English and Chinese, we've spent years to do that. We all know how to do that. The world, the same MacBook, for most people are very rich as a more like a machine to do typewriting or watching YouTube.
Not much more beyond that. It's not very creative.
Wouldn't be more nice than more people can use their software more creatively. Because there's a separation between people who can make software and people who use software and that's why SF's rent is so expensive. Because where the modern day Detroit or Manchester, where the factory of the world.
Notions largely come from that angle, which is the original angle. We were inspired by early computing pioneer. They thought about that angle. They thought about computing could just be like literacy. One day everybody can do it. I guess they didn't expect AI might make that even give a really interesting twist to it because now, language model AI can not only to create software, but also do a lot of thinking working for you. So the future is pretty interesting.
**Elad Gil** (4:22)
So for someone who thinks on span of decades of, what should computing look like and what were the most ambitious plans for personal computing? Three, four decades ago, what are you most excited about seeing from AI Broadway over the next decade?
**Ivan Zhao** (4:42)
I think three, four decades is a bit too long. If AGI happened that time, computing might not be necessary.

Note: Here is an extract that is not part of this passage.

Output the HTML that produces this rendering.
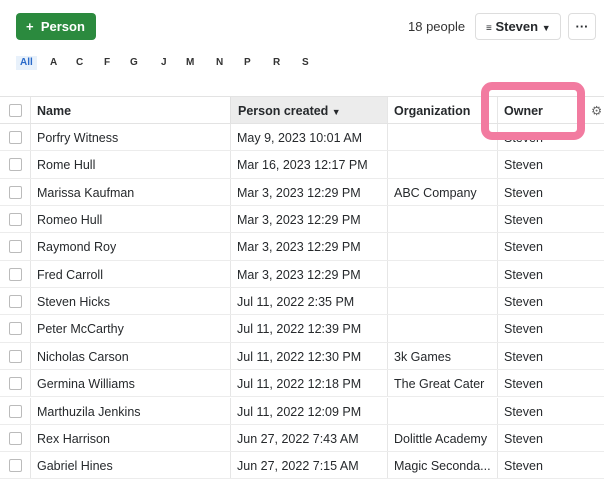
<!DOCTYPE html>
<html><head><meta charset="utf-8"><style>
*{box-sizing:border-box;margin:0;padding:0}
body{width:604px;height:480px;overflow:hidden;background:#fff;font-family:"Liberation Sans",sans-serif;color:#26292c;position:relative}
.btn{position:absolute;left:16px;top:13px;width:80px;height:27px;background:#2b8a3e;border-radius:4px;color:#fff;font-weight:bold;font-size:13px;line-height:27px;padding-left:10px}
.letters{position:absolute;top:56px;left:16px;font-size:10px;font-weight:bold;color:#333}
.letters span{position:absolute;top:0;line-height:14px}
.all{background:#e8f1fb;color:#2a6ac9;padding:0 4px;left:0}
.top{position:absolute;top:13px;height:27px;border:1px solid #ddd;border-radius:4px;font-size:13px;font-weight:bold;line-height:25px}
.hdr{position:absolute;top:96px;left:0;width:604px;height:28px;border-top:1px solid #e3e3e3;border-bottom:1px solid #e3e3e3;font-size:12.5px;font-weight:bold;line-height:29px}
.row{position:absolute;left:0;width:604px;height:27.3px;border-bottom:1px solid #ececec;font-size:12.5px;line-height:29px}
.c{position:absolute;top:0;height:100%;padding-left:7px;white-space:nowrap;overflow:hidden}
.cb{position:absolute;left:9px;top:7px;width:13px;height:13px;border:1px solid #bbb;border-radius:2px;background:#fff}
.v{position:absolute;top:0;height:100%;border-left:1px solid #e6e6e6}
</style></head><body>
<div class="btn">+&nbsp; Person</div>
<div class="letters">
<span class="all">All</span><span style="left:34px">A</span><span style="left:60px">C</span><span style="left:88px">F</span><span style="left:114px">G</span><span style="left:145px">J</span><span style="left:170px">M</span><span style="left:200px">N</span><span style="left:228px">P</span><span style="left:257px">R</span><span style="left:286px">S</span>
</div>
<div style="position:absolute;left:408px;top:19px;font-size:13px;color:#333">18 people</div>
<div class="top" style="left:475px;width:86px;padding-left:10px"><span style="font-size:10px">≡</span> Steven <span style="font-size:9px">▼</span></div>
<div class="top" style="left:568px;width:28px;text-align:center">···</div>

<div class="hdr">
<div class="cb" style="top:7px"></div>
<div class="v" style="left:30px"></div><div class="c" style="left:30px">Name</div>
<div class="c" style="left:230px;width:157px;background:#ececec;border-left:1px solid #e0e0e0">Person created <span style="font-size:9px">▼</span></div>
<div class="v" style="left:387px"></div><div class="c" style="left:387px">Organization</div>
<div class="v" style="left:497px"></div><div class="c" style="left:497px">Owner</div>
<div class="c" style="left:584px;color:#666;font-weight:normal">⚙</div>
</div>
<div id="rows"></div>
<div style="position:absolute;left:481px;top:82px;width:104px;height:58px;border:8px solid #f27ba0;border-radius:11px"></div>
<script>
var d=[["Porfry Witness","May 9, 2023 10:01 AM",""],["Rome Hull","Mar 16, 2023 12:17 PM",""],["Marissa Kaufman","Mar 3, 2023 12:29 PM","ABC Company"],["Romeo Hull","Mar 3, 2023 12:29 PM",""],["Raymond Roy","Mar 3, 2023 12:29 PM",""],["Fred Carroll","Mar 3, 2023 12:29 PM",""],["Steven Hicks","Jul 11, 2022 2:35 PM",""],["Peter McCarthy","Jul 11, 2022 12:39 PM",""],["Nicholas Carson","Jul 11, 2022 12:30 PM","3k Games"],["Germina Williams","Jul 11, 2022 12:18 PM","The Great Cater"],["Marthuzila Jenkins","Jul 11, 2022 12:09 PM",""],["Rex Harrison","Jun 27, 2022 7:43 AM","Dolittle Academy"],["Gabriel Hines","Jun 27, 2022 7:15 AM","Magic Seconda..."]];
var h="";d.forEach(function(r,i){h+='<div class="row" style="top:'+(124+i*27.35)+'px"><div class="cb"></div><div class="v" style="left:30px"></div><div class="c" style="left:30px">'+r[0]+'</div><div class="v" style="left:230px"></div><div class="c" style="left:230px">'+r[1]+'</div><div class="v" style="left:387px"></div><div class="c" style="left:387px;width:110px">'+r[2]+'</div><div class="v" style="left:497px"></div><div class="c" style="left:497px">Steven</div></div>'});
document.getElementById("rows").innerHTML=h;
</script>
</body></html>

For this decade, I think one sleeper category is the drag, the embedding space. Decades might be too long, I would say in the next year or two. Now, the language model can understand what you put into a computer, understanding. Rather than you do the organization to make you retrieve the understanding more easily, machine can do that better than anybody else can. Before that, we use keyword-based search, where you find your coworker who remember that, that queue, where does that information sit. Now, just ask Notion AI and you get that in seconds.